Text by KF Seetoh, Images by KF Seetoh and Sheere Ng @ Makansutra
It’s that time of the year again, the whizzing of super loud, super supped up super cars, and lots of parties, music and hunks and babe-watch season… the F1 Night Race in Singapore (21-23 September). While guests and fans from the region fill up the many hotels dotted around the circuit, ironically many eateries within it, don’t look forward to the races as it affects business. Some just shut down for those few days.
But there is a silver lining, especially for the eateries around and outside the circuit. Many fast car fans eat before they head into the circuit as movement inside is limited and leceh (troublesome). So if you are one of those who want to eat first and then go watch them go wheee-wheee-wheee-wheee…here’s five unctuous treats from five places in and around the circuit that simply offer good chow, F1 or no F1.

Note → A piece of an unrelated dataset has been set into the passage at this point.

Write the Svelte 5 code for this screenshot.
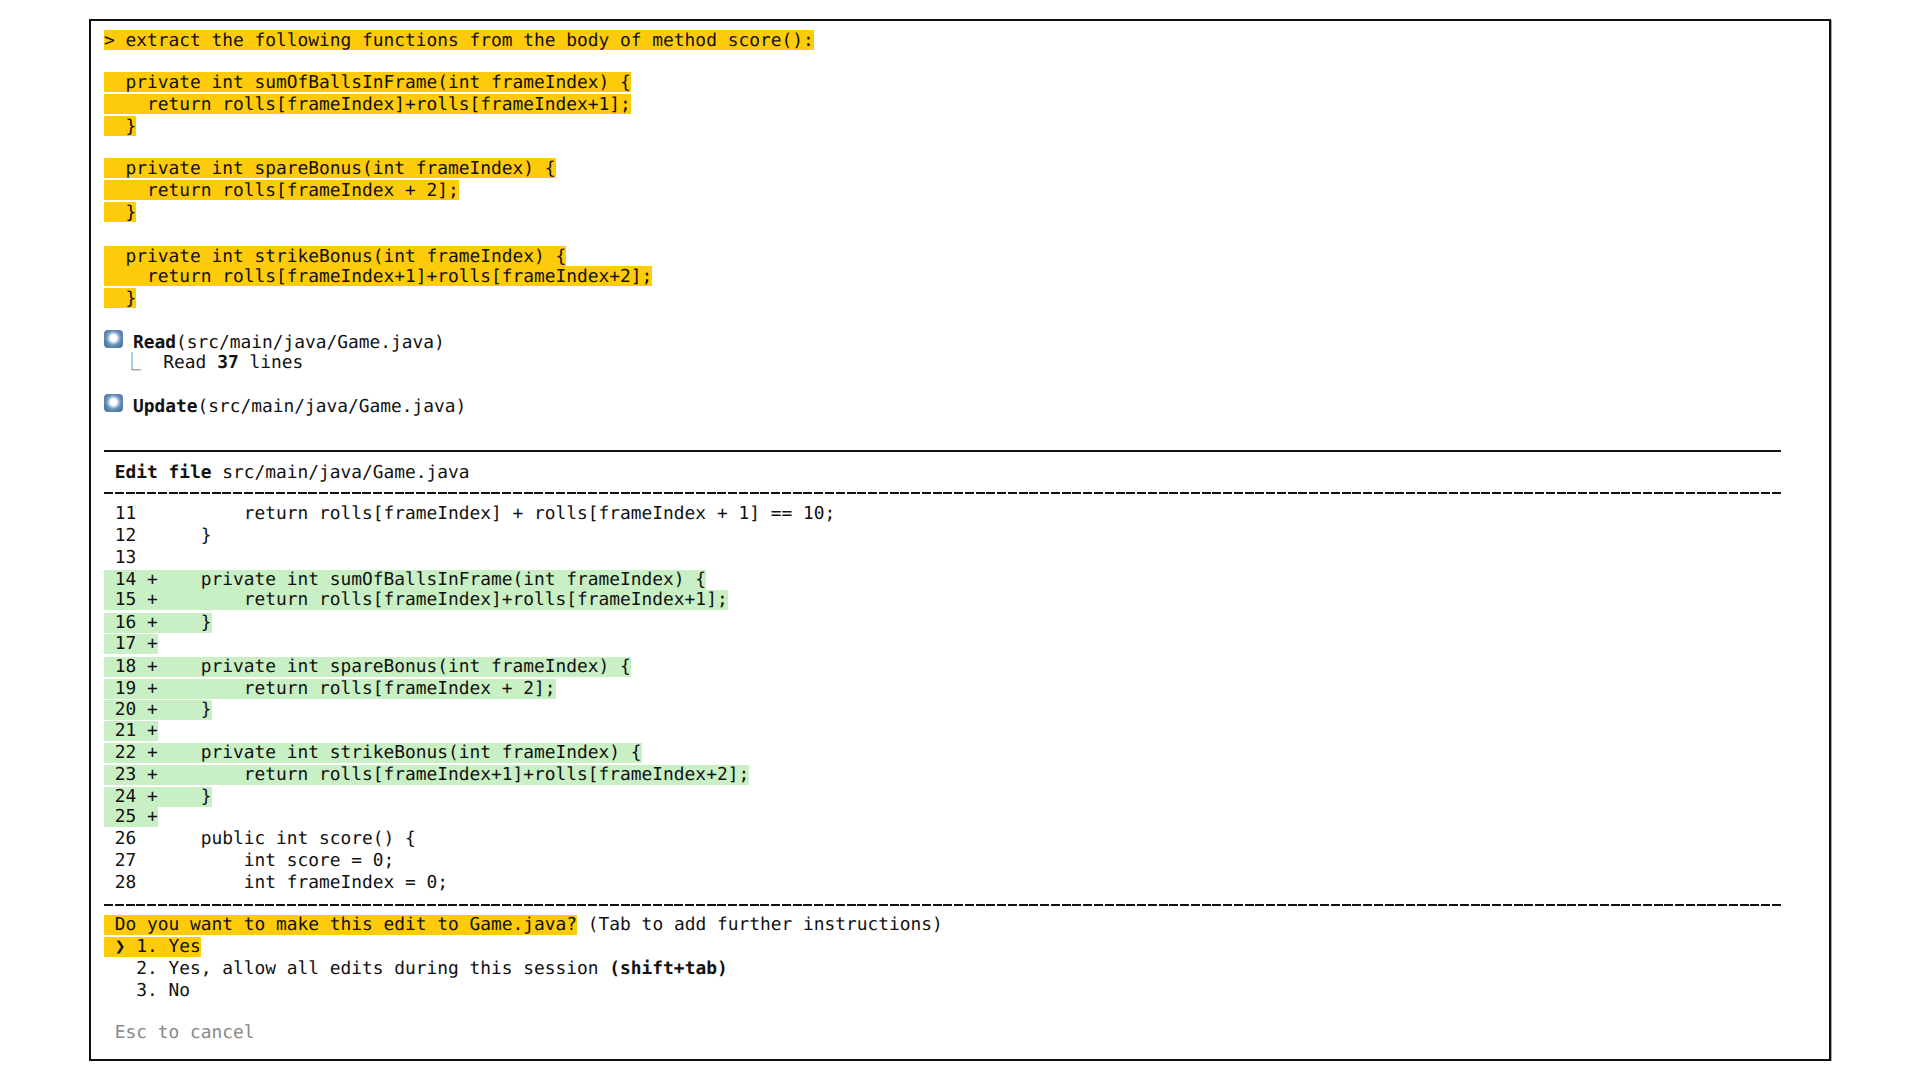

Do not be deceived by its clear and shy look.
Yhingthai, 36 Purvis Street, 11.30am-2pm, 6pm-10pm, tel 6337 1161
This is an old and respectable name in Thai food here. They aren’t pitch as some fancy overly expensive “Royal” food space but they sell humble and consistently steady renditions of many Thai favourites. One of ours is their fried pomfret slices with a spicy mango sauce dip. We also adore their hormok, a Thai style otah and their tom yum, while looking clear and shy, is not. The clear chilli juice can help clear sinuses. They claim to have an all Thai (PRs) team in the kitchen.
Many who come here would order their chilli flower crab.

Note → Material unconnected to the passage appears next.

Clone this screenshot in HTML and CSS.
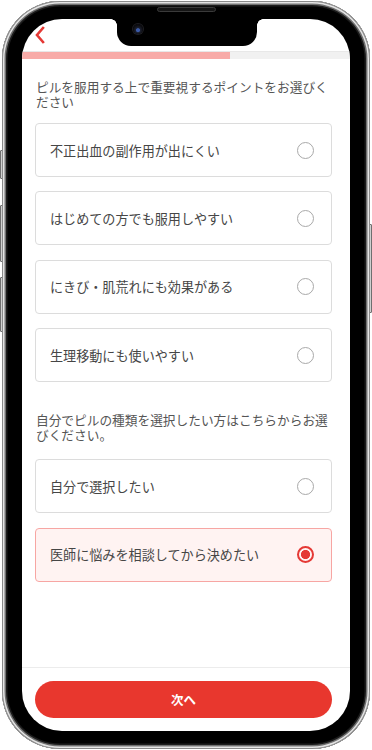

Sew Ann Cze Cha, Makansutra Gluttons Bay, 8 Raffles Ave, by the Esplanade Mall, 6pm-2am (Mon-Sat), 6pm-12am (Sun)
We never tracked this makan-radar until we noticed that almost all their customers order this – the chilli flower crab – which by now, is a signature dish of theirs. They use some of the biggest or bigger flower crabs we’ve ever seen and their chilli sauce has nice sweet sour overtones and is spicy to boot. Jean Geroge Vongerichten, the super awarded and Michelin star chef, once ate his tempura chilli chicken (accented with fruit sauce), and asked for the recipe. Sew Ann did not give it away.
At $6.90 and such quality, there’s no legitimate complain safe for the portions (compare it with the size of the …
Saveur, 5 Purvis Street, 12pm-2.15pm, 6pm- 9.15pm, tel 6333 3121
They began at a humble little coffeeshop in Katong and now have two shop lots in Purvis Street. Their real secret, besides food quality, is the ridiculously low price policy (the easiest policy). It’s not marketing ploy and they now don’t take reservations so you just show up and line up like at the hawkers’. Many do not pass up on their angel hair pasta with tiger prawns and lumpfish caviar, they do it with the most wicked aldente-ness. They also dish out a mean beef bouginion. Go get in line, it’s worth the wait.
Ah Chew dessert of water chestnut at Liang Seah Street
Ah Chew Dessert, 1 Liang Seah Street, 01-11 Liang Seah Place, 12.30pm – 11.30pm (Tue-Fri), 1.30pm – 11.30pm (Sat & Sun), Closed on Mon
They began as a humble little stall with a front of shop counter to take orders and plate their wonderful little bowls of Chinese and Asian desserts like chendol, black herbal jelly and even aloe vera with honey. They have since expanded to the next shop and turn it into some mini Imperial Palace room complete with iron studded gates. We never fail to devour at least two bowls of their fragrant (pandan laced) and not so sweet water chestnut egg drop dessert. The queues of the younger set and Chinese travellers and students, are unrelenting.
They also serve a mean mala bean curd laced with chilli oil and nuts with spring onions
Si Chuan Dou Hua Restaurant, Parkroyal on Beach Road, 7500 Beach Road, 11.30am-2.30pm, 6.30pm-10.30pm, Tel: 6505 5722
This is a small chain but with a few diligently run outlets in Singapore. They only use native Sze Chuan chefs to head the kitchen. They have a list of mindboggling palate-numbing dishes which some of us even have trouble pronouncing. But, fortunately, we can mentally taste some of them at the mere mention of it, like their Chong Qing diced chicken with chilli. The dried chilli, double fried for taste and texture, is so crisply done and the spiciness escapes into the chicken. And if you think their Mala tofu is like some middle of the road versions you’ve had at local gentrified outlets – then you’ve been had. Theirs is not polite at all, that spoon of peppercorn dust over the dish is enough to get you on red alert. We also like their braised pork belly with soft pumpkin.